There are two tax types on the money you earn, ordinary tax rates and capital gains tax rates. Capital gains taxes are taxes on the money you’ve earned in your investments, including stocks, bonds, and real estate held for investment. You must report all earnings, but there are ways to minimize the taxes you owe. 

What are Capital Gains Taxes?

Capital gains are the profits or the difference between the asset’s price when you bought and sold the investment. 

If you earn a profit, it’s a capital gain; if you lose money, it’s a capital loss. While losing money is never fun, a capital loss can decrease your capital gains, decreasing your overall tax liability. Capital losses are capped at a maximum of $3,000 per year if you don’t have any capital gains to offset. The remaining balance is carried forward indefinitely and can be used in future years.

When you have capital gains, there are two types of taxes – short and long-term capital gains taxes.

Short-Term Capital Gains Taxes

Short-term capital gains taxes apply to earnings on investments you’ve held for less than one year. They have the same income tax rate as your ordinary income.

Long-Term Capital Gains Taxes

Long-term capital gains taxes apply to earnings on investments you’ve held for over a year. Depending on your income, they are taxed at lower rates of 0%, 15%, or 20%.

4 Ways to Avoid Paying Capital Gains Taxes

The good news is there are some ways to avoid paying capital gains taxes or at least to minimize the taxes you owe.

1. Defer Taxes by Contributing to your Retirement Account

Any earnings you make in your retirement account aren’t taxed until you withdraw the funds, and then they are taxed as income. This is because you don’t pay capital gains taxes on distributions during retirement, avoiding them altogether.

2. Use Tax Loss Harvesting

Tax loss harvesting means you sell assets at a loss to offset high capital gains on other assets. This can lower your tax bracket on the capital gains while offloading investments you know won’t bounce back.

Please note you must not buy back the same investment for 30 days to avoid a wash sale and losing the tax benefit.

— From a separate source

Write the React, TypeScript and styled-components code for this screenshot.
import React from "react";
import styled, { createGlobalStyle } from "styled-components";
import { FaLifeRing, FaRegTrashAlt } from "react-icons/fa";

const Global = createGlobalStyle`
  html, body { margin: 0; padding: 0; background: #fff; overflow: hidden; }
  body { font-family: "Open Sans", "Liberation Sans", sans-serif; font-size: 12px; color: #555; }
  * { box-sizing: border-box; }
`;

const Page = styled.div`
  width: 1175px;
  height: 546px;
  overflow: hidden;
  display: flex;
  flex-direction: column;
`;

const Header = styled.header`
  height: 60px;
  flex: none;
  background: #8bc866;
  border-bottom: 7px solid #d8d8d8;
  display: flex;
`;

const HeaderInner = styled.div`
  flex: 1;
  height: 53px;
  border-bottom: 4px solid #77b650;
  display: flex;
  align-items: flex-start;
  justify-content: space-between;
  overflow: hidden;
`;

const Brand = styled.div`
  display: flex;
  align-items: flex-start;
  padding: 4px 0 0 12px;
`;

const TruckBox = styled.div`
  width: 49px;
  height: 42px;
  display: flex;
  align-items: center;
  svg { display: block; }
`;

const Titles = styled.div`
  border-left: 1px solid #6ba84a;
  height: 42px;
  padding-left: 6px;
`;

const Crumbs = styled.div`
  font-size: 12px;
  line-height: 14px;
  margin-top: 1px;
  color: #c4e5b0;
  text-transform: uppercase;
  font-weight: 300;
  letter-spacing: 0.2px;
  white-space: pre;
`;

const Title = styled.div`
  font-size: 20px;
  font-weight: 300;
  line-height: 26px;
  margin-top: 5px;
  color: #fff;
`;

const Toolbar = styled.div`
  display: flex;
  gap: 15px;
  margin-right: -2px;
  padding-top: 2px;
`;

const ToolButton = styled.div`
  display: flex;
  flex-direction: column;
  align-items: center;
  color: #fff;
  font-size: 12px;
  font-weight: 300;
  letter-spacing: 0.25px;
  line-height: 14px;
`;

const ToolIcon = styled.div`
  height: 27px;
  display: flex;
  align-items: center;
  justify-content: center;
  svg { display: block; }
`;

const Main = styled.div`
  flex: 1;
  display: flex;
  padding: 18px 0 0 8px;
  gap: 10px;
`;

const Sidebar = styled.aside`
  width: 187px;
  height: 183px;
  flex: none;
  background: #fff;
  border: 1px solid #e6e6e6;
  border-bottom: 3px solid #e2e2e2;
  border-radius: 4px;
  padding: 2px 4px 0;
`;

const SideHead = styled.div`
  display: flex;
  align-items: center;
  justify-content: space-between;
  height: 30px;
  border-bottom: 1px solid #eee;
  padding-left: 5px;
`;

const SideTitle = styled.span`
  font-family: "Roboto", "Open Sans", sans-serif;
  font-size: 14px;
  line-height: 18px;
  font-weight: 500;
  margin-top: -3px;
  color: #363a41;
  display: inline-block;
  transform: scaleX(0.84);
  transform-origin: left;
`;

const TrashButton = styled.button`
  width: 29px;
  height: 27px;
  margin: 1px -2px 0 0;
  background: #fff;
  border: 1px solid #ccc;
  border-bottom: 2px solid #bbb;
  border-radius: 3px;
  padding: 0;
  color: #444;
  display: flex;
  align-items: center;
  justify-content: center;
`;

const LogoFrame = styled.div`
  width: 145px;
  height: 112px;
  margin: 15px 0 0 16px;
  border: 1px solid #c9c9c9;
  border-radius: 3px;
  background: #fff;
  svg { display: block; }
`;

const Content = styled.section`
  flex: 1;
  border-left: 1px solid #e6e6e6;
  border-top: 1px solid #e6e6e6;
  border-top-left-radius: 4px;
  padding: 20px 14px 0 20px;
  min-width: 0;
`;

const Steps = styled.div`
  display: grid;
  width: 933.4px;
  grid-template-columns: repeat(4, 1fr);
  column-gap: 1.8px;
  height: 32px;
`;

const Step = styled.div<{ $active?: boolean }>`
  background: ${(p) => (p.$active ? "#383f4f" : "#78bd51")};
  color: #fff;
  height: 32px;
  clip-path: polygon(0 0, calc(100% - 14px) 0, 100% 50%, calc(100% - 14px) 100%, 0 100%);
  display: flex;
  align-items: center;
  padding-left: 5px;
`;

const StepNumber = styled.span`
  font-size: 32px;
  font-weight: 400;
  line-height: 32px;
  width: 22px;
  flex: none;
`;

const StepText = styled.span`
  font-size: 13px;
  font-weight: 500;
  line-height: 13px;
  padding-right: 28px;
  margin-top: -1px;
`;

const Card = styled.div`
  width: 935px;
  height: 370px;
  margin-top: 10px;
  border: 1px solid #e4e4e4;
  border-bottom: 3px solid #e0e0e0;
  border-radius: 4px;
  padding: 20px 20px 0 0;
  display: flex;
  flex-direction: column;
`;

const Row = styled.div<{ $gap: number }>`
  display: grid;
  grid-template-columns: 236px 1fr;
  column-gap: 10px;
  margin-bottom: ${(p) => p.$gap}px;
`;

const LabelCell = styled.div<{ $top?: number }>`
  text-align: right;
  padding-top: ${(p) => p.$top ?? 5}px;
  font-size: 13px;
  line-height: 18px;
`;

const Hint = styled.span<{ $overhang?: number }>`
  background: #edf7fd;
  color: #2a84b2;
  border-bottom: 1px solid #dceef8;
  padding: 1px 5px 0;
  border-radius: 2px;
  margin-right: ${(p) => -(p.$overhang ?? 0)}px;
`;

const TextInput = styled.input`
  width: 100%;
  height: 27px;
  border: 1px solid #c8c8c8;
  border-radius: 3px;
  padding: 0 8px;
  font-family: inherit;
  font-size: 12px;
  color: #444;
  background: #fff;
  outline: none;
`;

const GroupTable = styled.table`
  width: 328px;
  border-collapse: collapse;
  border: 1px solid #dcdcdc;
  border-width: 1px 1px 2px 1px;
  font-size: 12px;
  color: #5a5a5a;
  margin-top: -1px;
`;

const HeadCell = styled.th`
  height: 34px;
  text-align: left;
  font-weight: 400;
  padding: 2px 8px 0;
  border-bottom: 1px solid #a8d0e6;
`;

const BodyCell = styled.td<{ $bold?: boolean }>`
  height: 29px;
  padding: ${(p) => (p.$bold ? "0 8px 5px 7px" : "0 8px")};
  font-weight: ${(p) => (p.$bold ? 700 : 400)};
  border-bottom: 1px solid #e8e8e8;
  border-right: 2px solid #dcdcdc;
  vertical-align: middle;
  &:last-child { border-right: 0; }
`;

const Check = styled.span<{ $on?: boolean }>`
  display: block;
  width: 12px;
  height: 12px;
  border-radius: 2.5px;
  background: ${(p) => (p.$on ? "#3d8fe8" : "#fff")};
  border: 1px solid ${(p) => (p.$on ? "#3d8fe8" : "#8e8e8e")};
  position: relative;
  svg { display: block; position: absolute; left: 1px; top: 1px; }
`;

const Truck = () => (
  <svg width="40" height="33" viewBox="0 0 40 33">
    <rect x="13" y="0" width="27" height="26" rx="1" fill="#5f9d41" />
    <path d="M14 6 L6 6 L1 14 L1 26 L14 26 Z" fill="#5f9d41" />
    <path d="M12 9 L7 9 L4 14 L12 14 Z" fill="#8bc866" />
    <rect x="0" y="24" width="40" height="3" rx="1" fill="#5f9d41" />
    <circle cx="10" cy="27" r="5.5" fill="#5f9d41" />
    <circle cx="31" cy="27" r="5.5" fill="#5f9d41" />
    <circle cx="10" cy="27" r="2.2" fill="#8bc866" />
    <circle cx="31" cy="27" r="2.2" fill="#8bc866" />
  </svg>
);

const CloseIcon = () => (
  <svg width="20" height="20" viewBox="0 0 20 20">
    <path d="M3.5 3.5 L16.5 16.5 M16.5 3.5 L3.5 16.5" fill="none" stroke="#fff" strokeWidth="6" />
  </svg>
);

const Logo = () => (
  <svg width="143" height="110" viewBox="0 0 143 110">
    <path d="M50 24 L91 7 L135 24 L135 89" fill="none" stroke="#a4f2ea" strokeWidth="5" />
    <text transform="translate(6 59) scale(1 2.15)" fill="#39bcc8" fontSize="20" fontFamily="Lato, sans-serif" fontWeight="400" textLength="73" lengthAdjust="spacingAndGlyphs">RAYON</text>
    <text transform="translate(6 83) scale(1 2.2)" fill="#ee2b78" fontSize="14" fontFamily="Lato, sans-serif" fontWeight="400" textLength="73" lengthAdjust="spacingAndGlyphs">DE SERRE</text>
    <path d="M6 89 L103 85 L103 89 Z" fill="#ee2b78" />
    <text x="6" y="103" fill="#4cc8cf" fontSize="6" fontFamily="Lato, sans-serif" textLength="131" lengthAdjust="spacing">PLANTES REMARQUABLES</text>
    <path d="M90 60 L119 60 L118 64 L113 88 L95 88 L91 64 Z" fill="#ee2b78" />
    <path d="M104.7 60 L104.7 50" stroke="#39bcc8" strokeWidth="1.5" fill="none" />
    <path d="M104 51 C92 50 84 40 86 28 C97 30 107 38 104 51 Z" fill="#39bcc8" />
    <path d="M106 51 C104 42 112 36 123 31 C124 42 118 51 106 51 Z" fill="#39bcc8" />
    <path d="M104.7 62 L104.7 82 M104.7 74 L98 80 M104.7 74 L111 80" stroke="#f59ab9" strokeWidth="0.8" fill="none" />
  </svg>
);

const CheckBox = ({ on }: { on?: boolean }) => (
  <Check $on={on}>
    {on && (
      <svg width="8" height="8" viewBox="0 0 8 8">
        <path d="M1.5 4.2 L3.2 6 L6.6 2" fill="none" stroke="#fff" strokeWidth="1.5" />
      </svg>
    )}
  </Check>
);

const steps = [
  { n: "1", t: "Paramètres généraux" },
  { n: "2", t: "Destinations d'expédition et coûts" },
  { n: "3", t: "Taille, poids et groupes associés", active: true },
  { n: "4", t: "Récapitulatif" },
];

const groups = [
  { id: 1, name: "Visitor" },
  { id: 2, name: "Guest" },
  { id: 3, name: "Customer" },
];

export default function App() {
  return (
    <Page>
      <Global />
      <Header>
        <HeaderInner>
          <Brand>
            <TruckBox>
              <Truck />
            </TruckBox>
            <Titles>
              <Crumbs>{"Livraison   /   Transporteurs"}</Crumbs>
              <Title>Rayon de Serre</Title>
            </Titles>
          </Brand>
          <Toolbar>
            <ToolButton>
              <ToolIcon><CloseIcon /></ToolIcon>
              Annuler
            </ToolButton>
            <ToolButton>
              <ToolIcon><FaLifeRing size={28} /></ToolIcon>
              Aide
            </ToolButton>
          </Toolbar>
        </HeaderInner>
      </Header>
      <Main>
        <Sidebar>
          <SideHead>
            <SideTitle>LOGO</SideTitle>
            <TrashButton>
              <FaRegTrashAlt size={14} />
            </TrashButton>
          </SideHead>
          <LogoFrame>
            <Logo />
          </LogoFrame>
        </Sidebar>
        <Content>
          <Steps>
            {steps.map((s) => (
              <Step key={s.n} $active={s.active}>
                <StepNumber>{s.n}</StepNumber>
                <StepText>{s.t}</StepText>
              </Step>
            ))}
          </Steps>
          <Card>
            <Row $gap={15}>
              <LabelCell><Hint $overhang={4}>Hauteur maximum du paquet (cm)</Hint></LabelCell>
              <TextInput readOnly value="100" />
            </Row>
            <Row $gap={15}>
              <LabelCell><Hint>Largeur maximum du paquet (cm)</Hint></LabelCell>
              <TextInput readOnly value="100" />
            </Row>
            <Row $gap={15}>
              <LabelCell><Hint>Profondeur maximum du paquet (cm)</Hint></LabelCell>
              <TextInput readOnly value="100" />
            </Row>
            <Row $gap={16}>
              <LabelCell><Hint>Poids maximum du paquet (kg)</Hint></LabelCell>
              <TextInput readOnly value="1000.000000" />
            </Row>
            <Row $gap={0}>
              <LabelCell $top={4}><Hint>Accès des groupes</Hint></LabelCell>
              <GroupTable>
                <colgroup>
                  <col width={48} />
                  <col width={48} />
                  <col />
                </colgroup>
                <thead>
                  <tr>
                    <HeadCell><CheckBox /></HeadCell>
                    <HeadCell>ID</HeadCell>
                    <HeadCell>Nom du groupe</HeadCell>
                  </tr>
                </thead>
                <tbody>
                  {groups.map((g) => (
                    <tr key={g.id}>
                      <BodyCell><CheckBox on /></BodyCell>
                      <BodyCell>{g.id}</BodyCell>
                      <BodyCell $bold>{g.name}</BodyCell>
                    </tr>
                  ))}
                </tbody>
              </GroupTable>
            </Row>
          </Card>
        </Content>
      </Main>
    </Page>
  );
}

3. Keep Investments for the Long-Term

You may have a long-term capital gains tax of 0%, depending on your income. In 2023, single filers with income less than $40,400 pay 0% long-term capital gains taxes. Remember, you only need to hold the investment for longer than one year to get long-term capital gains.

In addition, any inherited assets automatically receive long-term capital gains treatment, decreasing your tax burden.

4. Carefully Choose your Cost Basis

When you sell a portion of your stocks for a gain, consider selling only those with a lower gain or a loss based on the cost you paid for those particular shares. This works even if you made money overall on the stock, but keep the portion that earned the highest profits for now.

Final Thoughts

Learning how to manage your investments to minimize your tax liability is important. Without worrying about your tax liability, your portfolio could be worth much less than you anticipated.

The key is timing your investments so you have long-term capital gains, use tax loss harvesting, and take advantage of the opportunity to defer your tax liabilities.